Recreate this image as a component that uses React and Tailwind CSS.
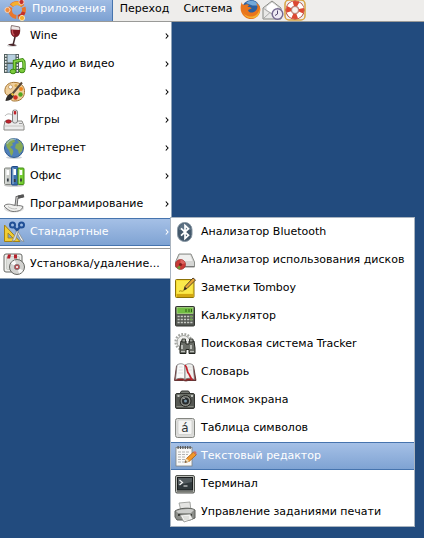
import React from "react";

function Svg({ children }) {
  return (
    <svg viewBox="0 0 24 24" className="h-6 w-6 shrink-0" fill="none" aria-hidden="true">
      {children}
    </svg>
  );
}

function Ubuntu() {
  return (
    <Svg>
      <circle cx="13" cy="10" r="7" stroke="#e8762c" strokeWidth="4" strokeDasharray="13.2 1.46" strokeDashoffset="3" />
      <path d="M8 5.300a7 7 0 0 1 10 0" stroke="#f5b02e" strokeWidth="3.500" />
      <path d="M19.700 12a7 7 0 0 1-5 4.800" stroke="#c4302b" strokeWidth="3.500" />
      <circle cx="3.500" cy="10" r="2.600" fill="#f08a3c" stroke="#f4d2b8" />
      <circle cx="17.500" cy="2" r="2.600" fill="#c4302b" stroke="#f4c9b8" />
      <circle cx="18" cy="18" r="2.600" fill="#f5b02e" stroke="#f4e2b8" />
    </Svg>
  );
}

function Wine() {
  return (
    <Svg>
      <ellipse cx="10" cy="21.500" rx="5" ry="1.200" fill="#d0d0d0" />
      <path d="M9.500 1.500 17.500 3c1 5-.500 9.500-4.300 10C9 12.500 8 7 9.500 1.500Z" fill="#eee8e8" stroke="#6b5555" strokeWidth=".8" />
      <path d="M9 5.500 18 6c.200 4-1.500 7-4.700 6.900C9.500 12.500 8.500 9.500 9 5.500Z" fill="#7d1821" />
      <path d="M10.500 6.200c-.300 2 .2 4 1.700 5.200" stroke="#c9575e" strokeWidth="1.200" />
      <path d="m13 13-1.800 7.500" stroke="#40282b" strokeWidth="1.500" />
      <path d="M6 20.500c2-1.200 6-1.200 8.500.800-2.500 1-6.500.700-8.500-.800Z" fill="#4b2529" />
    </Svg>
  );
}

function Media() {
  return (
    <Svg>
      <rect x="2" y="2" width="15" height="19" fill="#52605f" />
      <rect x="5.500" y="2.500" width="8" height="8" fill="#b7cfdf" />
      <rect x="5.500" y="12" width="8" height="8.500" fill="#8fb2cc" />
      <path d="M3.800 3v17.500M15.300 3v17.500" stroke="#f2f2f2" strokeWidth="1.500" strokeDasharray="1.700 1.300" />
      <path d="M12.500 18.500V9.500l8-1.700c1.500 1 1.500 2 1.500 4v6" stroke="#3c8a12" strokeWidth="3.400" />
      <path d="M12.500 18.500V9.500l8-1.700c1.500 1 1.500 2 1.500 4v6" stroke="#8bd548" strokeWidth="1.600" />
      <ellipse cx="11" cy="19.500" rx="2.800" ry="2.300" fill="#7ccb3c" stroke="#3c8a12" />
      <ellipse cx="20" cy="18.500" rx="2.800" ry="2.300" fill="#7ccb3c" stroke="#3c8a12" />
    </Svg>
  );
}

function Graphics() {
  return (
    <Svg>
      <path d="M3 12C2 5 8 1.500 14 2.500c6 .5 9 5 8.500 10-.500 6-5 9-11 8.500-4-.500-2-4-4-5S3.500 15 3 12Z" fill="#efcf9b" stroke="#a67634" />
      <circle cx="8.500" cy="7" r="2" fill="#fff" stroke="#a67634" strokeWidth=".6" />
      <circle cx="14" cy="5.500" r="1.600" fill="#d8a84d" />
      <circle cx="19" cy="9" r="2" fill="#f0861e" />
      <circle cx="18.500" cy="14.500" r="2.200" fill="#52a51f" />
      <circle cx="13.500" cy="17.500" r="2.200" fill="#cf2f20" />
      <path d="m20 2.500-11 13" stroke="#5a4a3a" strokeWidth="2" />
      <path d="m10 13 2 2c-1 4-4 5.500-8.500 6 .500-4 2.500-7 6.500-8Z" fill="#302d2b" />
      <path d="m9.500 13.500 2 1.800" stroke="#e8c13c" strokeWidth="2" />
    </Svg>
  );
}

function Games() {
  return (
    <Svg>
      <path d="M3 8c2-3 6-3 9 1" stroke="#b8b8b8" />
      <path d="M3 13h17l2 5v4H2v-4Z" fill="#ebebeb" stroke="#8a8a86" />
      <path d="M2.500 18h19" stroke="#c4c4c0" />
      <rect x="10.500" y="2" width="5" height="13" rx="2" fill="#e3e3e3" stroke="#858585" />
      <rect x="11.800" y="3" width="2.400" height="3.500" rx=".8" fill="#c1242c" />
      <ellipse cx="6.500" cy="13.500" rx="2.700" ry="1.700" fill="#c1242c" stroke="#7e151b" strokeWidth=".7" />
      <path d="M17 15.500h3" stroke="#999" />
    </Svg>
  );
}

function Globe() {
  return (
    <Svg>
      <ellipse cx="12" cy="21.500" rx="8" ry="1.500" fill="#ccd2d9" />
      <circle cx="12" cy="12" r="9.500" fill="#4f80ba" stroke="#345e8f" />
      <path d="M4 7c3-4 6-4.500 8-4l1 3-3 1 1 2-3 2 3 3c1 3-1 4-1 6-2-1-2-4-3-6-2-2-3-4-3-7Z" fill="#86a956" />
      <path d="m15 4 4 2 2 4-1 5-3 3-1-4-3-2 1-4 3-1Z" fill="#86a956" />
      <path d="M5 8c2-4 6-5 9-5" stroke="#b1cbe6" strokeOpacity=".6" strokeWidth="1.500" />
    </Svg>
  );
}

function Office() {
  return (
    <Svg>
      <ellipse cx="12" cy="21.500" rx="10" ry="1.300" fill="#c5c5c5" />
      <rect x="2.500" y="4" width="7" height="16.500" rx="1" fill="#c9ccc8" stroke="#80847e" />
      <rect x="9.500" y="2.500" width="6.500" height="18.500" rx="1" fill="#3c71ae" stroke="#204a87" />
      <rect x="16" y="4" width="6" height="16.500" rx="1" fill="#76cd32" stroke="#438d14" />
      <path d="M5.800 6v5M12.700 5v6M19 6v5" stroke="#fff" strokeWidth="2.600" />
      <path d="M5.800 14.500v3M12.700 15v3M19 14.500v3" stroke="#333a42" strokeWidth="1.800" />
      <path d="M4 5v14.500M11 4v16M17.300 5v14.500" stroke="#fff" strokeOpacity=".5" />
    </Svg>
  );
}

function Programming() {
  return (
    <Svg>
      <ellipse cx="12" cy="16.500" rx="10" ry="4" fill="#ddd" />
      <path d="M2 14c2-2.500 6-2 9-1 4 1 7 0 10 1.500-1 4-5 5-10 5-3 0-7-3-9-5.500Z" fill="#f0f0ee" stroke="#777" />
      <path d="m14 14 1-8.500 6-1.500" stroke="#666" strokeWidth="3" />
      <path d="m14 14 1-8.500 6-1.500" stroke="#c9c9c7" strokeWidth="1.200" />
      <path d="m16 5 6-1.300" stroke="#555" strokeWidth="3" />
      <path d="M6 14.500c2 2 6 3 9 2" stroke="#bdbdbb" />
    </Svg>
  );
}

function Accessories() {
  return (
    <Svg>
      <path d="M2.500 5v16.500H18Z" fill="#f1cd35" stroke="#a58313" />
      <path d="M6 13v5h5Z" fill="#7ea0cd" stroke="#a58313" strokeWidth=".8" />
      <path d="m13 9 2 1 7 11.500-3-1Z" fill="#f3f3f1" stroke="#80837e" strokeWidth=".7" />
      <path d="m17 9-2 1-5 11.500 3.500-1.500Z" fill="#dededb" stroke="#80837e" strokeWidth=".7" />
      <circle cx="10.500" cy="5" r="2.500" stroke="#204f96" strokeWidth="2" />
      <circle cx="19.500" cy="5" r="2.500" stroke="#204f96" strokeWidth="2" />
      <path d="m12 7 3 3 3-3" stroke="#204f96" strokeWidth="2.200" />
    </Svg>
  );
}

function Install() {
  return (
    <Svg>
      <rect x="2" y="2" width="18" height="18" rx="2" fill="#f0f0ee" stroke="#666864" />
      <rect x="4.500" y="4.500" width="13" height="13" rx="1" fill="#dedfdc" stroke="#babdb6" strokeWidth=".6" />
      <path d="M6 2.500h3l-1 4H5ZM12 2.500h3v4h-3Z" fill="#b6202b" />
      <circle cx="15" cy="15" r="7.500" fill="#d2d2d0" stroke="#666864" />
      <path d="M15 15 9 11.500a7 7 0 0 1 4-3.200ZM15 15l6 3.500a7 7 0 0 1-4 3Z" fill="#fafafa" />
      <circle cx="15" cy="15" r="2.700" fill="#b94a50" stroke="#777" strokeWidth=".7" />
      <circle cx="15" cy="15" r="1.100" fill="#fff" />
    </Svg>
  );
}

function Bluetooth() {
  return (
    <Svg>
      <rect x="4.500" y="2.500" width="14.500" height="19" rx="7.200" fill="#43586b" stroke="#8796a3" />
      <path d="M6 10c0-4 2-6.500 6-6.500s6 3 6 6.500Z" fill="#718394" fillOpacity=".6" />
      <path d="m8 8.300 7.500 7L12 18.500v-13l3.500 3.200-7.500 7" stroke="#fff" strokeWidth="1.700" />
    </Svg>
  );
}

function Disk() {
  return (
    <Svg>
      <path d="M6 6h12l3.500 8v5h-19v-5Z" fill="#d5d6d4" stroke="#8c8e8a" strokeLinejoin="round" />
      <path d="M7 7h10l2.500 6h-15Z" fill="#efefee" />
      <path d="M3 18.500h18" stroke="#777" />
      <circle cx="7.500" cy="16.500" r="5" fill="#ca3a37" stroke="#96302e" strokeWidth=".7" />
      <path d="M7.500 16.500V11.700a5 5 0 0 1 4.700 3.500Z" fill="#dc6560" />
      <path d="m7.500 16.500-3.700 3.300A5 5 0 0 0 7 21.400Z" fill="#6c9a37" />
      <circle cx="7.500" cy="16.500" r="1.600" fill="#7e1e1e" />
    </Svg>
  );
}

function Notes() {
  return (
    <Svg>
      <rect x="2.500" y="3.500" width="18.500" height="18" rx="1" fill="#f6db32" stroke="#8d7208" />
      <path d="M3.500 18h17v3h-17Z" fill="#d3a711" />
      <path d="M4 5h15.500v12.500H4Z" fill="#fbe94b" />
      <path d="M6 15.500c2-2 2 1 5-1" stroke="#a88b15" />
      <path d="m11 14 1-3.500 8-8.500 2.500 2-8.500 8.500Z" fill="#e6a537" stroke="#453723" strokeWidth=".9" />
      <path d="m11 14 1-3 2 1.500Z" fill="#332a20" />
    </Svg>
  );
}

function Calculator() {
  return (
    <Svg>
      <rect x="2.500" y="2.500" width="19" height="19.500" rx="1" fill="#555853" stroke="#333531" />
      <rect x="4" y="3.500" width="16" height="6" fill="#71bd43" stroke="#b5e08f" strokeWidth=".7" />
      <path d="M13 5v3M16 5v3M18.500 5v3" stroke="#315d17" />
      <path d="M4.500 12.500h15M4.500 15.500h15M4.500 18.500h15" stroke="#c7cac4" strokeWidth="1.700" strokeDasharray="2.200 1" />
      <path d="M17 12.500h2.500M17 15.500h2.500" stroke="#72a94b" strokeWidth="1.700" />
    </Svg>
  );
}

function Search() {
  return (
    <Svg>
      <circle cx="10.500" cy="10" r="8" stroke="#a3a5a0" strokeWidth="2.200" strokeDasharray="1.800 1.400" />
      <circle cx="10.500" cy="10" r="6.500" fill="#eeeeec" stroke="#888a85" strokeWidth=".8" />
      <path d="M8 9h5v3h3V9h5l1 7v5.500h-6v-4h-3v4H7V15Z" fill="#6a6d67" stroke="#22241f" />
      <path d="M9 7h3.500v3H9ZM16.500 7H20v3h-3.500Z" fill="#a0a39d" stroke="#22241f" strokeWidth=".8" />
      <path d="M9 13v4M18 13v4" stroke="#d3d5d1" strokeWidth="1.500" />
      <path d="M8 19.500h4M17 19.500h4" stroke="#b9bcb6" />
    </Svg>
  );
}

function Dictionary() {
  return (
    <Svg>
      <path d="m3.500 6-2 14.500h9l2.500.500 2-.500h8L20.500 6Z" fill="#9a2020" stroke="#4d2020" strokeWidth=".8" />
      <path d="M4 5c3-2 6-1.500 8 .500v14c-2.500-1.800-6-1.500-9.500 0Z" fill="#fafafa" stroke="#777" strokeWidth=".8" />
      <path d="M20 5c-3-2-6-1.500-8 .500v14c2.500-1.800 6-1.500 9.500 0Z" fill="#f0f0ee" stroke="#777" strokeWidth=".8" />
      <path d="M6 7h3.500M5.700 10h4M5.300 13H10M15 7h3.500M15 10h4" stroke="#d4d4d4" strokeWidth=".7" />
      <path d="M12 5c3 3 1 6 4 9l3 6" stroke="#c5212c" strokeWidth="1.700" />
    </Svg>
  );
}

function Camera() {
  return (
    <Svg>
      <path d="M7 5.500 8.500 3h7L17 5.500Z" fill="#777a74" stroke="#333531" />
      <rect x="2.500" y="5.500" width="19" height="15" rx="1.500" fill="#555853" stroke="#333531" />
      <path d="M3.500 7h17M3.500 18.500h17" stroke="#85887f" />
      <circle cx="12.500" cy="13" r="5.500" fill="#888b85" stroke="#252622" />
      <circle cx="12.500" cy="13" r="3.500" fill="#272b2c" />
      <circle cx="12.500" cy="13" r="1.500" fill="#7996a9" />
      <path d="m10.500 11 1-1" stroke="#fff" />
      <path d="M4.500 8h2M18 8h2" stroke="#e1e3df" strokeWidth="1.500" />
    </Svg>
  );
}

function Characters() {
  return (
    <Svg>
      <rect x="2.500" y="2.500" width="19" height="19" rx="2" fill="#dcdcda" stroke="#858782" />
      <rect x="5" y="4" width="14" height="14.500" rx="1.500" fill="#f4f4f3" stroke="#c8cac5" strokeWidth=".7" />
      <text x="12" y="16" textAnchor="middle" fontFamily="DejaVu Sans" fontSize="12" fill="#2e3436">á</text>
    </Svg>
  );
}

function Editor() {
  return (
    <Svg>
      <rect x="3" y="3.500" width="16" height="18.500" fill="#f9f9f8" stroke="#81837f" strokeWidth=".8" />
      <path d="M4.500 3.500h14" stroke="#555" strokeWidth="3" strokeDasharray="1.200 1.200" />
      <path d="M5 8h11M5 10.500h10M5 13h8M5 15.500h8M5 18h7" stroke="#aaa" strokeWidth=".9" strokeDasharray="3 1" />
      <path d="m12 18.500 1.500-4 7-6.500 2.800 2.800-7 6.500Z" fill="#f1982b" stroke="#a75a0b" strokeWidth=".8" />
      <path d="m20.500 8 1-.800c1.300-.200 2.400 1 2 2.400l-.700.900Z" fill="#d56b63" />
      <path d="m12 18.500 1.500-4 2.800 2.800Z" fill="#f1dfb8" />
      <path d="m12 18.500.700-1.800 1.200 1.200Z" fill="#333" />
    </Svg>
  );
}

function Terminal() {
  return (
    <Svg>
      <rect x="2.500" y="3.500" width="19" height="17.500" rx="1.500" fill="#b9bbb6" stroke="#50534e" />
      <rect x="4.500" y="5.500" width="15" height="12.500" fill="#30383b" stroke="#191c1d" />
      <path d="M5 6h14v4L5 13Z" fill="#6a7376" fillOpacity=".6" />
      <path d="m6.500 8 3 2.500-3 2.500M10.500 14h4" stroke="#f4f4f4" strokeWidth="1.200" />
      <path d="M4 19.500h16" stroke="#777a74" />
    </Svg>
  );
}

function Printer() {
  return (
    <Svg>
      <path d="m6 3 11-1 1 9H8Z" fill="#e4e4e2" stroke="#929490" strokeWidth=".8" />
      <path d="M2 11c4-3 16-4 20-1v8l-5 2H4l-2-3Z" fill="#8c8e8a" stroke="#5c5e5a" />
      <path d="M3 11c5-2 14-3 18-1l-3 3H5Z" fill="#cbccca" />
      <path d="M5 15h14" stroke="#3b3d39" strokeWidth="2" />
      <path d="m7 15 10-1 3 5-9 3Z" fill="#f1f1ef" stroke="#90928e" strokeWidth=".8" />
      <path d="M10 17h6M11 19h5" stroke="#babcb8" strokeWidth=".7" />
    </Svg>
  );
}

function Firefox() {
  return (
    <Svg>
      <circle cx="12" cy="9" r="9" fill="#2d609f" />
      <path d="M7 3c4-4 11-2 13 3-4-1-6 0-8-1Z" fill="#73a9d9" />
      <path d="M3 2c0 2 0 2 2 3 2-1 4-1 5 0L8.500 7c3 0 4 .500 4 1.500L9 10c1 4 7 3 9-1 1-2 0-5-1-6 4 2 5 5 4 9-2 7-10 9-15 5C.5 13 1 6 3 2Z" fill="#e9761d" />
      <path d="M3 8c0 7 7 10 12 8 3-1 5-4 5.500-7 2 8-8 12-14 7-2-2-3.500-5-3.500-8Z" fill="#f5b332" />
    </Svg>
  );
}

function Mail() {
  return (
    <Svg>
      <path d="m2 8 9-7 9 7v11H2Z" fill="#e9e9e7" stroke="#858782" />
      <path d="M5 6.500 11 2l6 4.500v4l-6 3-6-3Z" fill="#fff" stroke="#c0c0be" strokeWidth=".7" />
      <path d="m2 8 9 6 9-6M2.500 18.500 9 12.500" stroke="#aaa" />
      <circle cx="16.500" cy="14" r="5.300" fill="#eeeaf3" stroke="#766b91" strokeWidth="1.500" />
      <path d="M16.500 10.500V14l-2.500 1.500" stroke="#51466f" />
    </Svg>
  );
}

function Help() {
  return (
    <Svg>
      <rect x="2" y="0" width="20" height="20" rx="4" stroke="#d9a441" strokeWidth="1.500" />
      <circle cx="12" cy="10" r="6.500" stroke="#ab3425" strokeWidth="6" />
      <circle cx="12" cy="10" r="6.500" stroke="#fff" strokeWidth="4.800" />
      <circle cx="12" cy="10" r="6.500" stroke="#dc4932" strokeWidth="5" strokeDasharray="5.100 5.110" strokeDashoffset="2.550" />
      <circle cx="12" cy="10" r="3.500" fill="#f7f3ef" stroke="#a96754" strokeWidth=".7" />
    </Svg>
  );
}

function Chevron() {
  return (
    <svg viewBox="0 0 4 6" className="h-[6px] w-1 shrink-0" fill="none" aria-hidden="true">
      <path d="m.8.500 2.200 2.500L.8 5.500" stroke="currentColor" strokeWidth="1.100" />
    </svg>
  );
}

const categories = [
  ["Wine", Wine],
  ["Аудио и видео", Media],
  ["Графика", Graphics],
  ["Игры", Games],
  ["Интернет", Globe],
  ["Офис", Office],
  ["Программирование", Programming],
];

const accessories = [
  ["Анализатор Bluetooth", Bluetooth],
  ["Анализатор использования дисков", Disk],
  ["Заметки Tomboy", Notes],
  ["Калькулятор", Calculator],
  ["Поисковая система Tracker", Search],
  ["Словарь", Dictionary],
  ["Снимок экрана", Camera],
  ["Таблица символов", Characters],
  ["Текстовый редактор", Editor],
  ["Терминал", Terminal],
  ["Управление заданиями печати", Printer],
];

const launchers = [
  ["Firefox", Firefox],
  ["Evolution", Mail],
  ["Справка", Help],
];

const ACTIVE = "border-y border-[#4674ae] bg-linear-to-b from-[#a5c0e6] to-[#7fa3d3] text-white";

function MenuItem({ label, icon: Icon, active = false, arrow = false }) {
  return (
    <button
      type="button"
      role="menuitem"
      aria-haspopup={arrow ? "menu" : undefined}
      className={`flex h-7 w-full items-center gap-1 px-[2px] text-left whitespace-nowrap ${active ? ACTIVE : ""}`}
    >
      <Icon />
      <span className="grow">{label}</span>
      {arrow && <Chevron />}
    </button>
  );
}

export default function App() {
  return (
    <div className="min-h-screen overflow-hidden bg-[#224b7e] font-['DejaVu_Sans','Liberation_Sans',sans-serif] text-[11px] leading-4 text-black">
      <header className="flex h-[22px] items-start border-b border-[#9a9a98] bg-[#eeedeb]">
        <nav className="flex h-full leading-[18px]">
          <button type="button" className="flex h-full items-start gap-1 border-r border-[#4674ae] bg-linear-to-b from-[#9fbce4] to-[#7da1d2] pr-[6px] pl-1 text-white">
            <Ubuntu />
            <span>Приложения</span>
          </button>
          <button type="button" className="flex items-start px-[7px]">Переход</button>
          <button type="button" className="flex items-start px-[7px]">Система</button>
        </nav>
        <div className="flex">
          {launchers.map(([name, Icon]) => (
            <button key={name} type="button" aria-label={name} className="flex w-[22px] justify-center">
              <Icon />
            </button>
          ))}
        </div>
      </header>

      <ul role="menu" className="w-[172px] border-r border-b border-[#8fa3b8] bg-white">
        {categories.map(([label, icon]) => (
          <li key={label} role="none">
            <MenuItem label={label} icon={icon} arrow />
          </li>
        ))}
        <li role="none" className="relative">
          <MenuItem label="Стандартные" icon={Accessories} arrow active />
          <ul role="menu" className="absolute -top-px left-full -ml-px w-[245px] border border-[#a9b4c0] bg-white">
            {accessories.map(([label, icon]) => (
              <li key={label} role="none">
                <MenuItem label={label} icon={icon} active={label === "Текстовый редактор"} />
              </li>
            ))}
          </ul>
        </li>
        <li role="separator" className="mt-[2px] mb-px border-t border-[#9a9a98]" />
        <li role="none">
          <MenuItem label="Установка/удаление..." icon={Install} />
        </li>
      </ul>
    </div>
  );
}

▶ **PROMPT**: Go through the listing above and return every line where the word "React" occurs.

▶ **ANSWER TO THE TASK**:
Recreate this image as a component that uses React and Tailwind CSS.
import React from "react";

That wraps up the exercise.